I always tell the curious to start with Watts’ 1962 album “THIS IS IT” - it clears the deck and makes it easier for newcomers (to Alan Watts) to better absorb his many talks that came after. The compositions on “THIS IS IT” are like The Residents meet Cambodian Gamelan music meets Harry Partch on lots of espresso
PS - although the South Park dudes obviously put a lot of effort into their animations, they don’t come at all close to assisting or illuminating Watts’ grand work - unfortunately, it takes actual time and effort to listen to Watts to appreciate Watts.
Also, to me the only Watts book worth having is “The Joyous Cosmology” which is more a work of art (Watts’ “Uncarved Block, Unbleached Silk” is also nice, as the words are paired with lovely photos and calligraphy) - Watts’ writing style pales in comparison to his verbal skills and his writing tends to come off more preachy and oddly-conservative than helpful. Many Pacifica Radio stations across the country still play Watts lectures.
That was wonderful.
Fantastic! Thanks for the heads up. I remember hearing about this but it must have slipped out of my thoughts. There was another neat project on Kickstarter using Watts’ recordings as a centerpiece called “Zen Dog”:
They’ve got updates as to the film’s status on the website.
Anyway, Watts’ lectures are phenomenal and a good deal can be found on YouTube. They are great in full on their own. But I also love some of the work people have done with animations and clip mashups of his lectures. Two users doing great work are “Tragedyand Hope” and “TheJourneyofPurpose.” A few of my recent faves:
And a couple of old favorites:
Crystal clear, thoughtful with a gentle touch and without any new-age superstitious baggage, only Alan Watts so far has helped me attain what I feel as truly valuable insight into the supreme truths contained in Eastern philosophies.

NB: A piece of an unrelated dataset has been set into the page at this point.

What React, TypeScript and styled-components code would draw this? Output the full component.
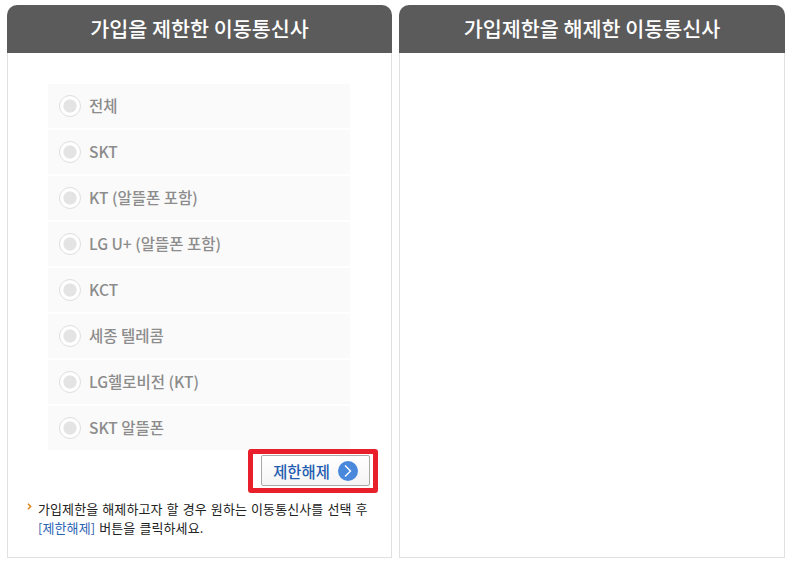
import styled, { createGlobalStyle } from "styled-components";

const carriers = [
  "전체",
  "SKT",
  "KT (알뜰폰 포함)",
  "LG U+ (알뜰폰 포함)",
  "KCT",
  "세종 텔레콤",
  "LG헬로비전 (KT)",
  "SKT 알뜰폰",
];

const App = () => {
  return (
    <>
      <GlobalStyle />
      <Page>
        <Panel>
          <PanelTitle>가입을 제한한 이동통신사</PanelTitle>
          <PanelBody>
            <CarrierList>
              {carriers.map((name) => (
                <CarrierRow key={name}>
                  <Radio />
                  <CarrierName>{name}</CarrierName>
                </CarrierRow>
              ))}
            </CarrierList>
            <ButtonRow>
              <Highlight>
                <ReleaseButton type="button">
                  제한해제
                  <ArrowCircle>
                    <svg width="10" height="14" viewBox="0 0 10 14" fill="none">
                      <path d="M2 1.5 7.5 7 2 12.5" stroke="#fff" strokeWidth="1.4" />
                    </svg>
                  </ArrowCircle>
                </ReleaseButton>
              </Highlight>
            </ButtonRow>
            <Notice>
              <Chevron>
                <svg width="5" height="7" viewBox="0 0 5 7" fill="none">
                  <path d="M1 .8 3.6 3.5 1 6.2" stroke="#e08a1e" strokeWidth="1.6" />
                </svg>
              </Chevron>
              <NoticeText>
                가입제한을 해제하고자 할 경우 원하는 이동통신사를 선택 후
                <br />
                <NoticeLink>[제한해제]</NoticeLink> 버튼을 클릭하세요.
              </NoticeText>
            </Notice>
          </PanelBody>
        </Panel>
        <Panel>
          <PanelTitle>가입제한을 해제한 이동통신사</PanelTitle>
          <PanelBody />
        </Panel>
      </Page>
    </>
  );
};

export default App;

const GlobalStyle = createGlobalStyle`
  html, body {
    margin: 0;
    padding: 0;
    background: #fff;
  }
  body {
    font-family: "Noto Sans CJK KR", "Noto Sans", sans-serif;
  }
`;
const Page = styled.div`
  display: grid;
  grid-template-columns: 385px 386px;
  gap: 7px;
  width: 778px;
  height: 553px;
  padding: 5px 6px 10px 7px;
`;
const Panel = styled.section`
  display: flex;
  flex-direction: column;
  min-width: 0;
`;
const PanelTitle = styled.h2`
  margin: 0;
  height: 48px;
  line-height: 46px;
  border-radius: 10px 10px 0 0;
  background: #5b5b5b;
  color: #fff;
  font-size: 20.7px;
  font-weight: 500;
  text-align: center;
`;
const PanelBody = styled.div`
  flex: 1;
  border: 1px solid #e0e0e0;
  border-top: 0;
  padding: 31px 13px 0 19px;
`;
const CarrierList = styled.ul`
  display: flex;
  flex-direction: column;
  gap: 2px;
  margin: 0 0 0 21px;
  padding: 0;
  width: 302px;
  list-style: none;
`;
const CarrierRow = styled.li`
  display: flex;
  align-items: center;
  gap: 8px;
  height: 44px;
  padding-left: 11px;
  background: #fafafa;
`;
const Radio = styled.span`
  box-sizing: border-box;
  width: 22px;
  height: 22px;
  border: 1px solid #dedede;
  border-radius: 50%;
  background: radial-gradient(circle, #e4e4e4 0 6.3px, #fff 6.9px);
`;
const CarrierName = styled.span`
  position: relative;
  top: -1px;
  color: #8c8c8c;
  font-size: 15.5px;
  font-weight: 500;
`;
const ButtonRow = styled.div`
  display: flex;
  justify-content: flex-end;
  margin-top: -1px;
`;
const Highlight = styled.div`
  display: flex;
  box-sizing: border-box;
  width: 130px;
  height: 44px;
  padding: 1px 3px 2px 8px;
  border: 5px solid #e8202c;
  border-radius: 3px;
`;
const ReleaseButton = styled.button`
  display: flex;
  align-items: center;
  justify-content: center;
  gap: 8px;
  flex: 1;
  padding: 0;
  border: 1px solid #a9a9a9;
  border-radius: 2px;
  background: linear-gradient(#fff, #f4f4f4);
  color: #1f5cb0;
  font-family: inherit;
  font-size: 15.4px;
  font-weight: 500;
`;
const ArrowCircle = styled.span`
  display: flex;
  align-items: center;
  justify-content: center;
  width: 20px;
  height: 20px;
  border-radius: 50%;
  background: #4a88dc;
`;
const Notice = styled.div`
  display: flex;
  gap: 6px;
  margin-top: 6px;
`;
const Chevron = styled.span`
  display: flex;
  margin-top: 4px;
`;
const NoticeText = styled.p`
  margin: 0;
  color: #222;
  font-size: 13px;
  letter-spacing: 0.1px;
  word-spacing: 1px;
  line-height: 19px;
  white-space: nowrap;
`;
const NoticeLink = styled.span`
  color: #2b63b4;
`;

Among the vast treasure trove of Alan Watts videos on YouTube, I regard the first hour and a half of this lecture, which deals with Hinduism and Buddhism, as essential.
My introduction to Alan Watts was the 10 disc audiobook Out of Your Mind. I highly recommend it.
It helps that Alan Watts smoked and drank. It made him more human and easier to absorb. I do think the Watts estate charges too much for his past recordings and whatnot - though I hear the interweb has torrents that are not un-useful.
Also, don’t mix him up with Alan Watt.
I think Alan Watts has come as close as any human, to having his consciousness preserved posthumously, like the artificial personality constructs in Gibson’s Sprawl series. The topics he addresses in his many audio recordings, combined with his witty and articulate delivery, you can really get a feeling for the man, forty years after his death…I have yet to tire of listening to him, even after hearing such classic talks as “Reality, Art & Illusion”, for the umpteenth time.
A very straightforward explanation of how life really works. The last segment was especially wonderful. It made me feel good about being a college dropout of the good sort, rather than pursuing a goal in life.
Hey, I had no idea Matt & Trey were into Alan Watts… enough to make a vid at that!
And I’ve read a couple of his books, but I don’t remember spiky goo. That’s just great!
I think you must have read some books by Zen Roshi.
In talking about those fundamental, experiential aspects of mind, the perfectly concentrated up-welling of expression lends itself to the recombination of the personality through the mindfulness of the viewer.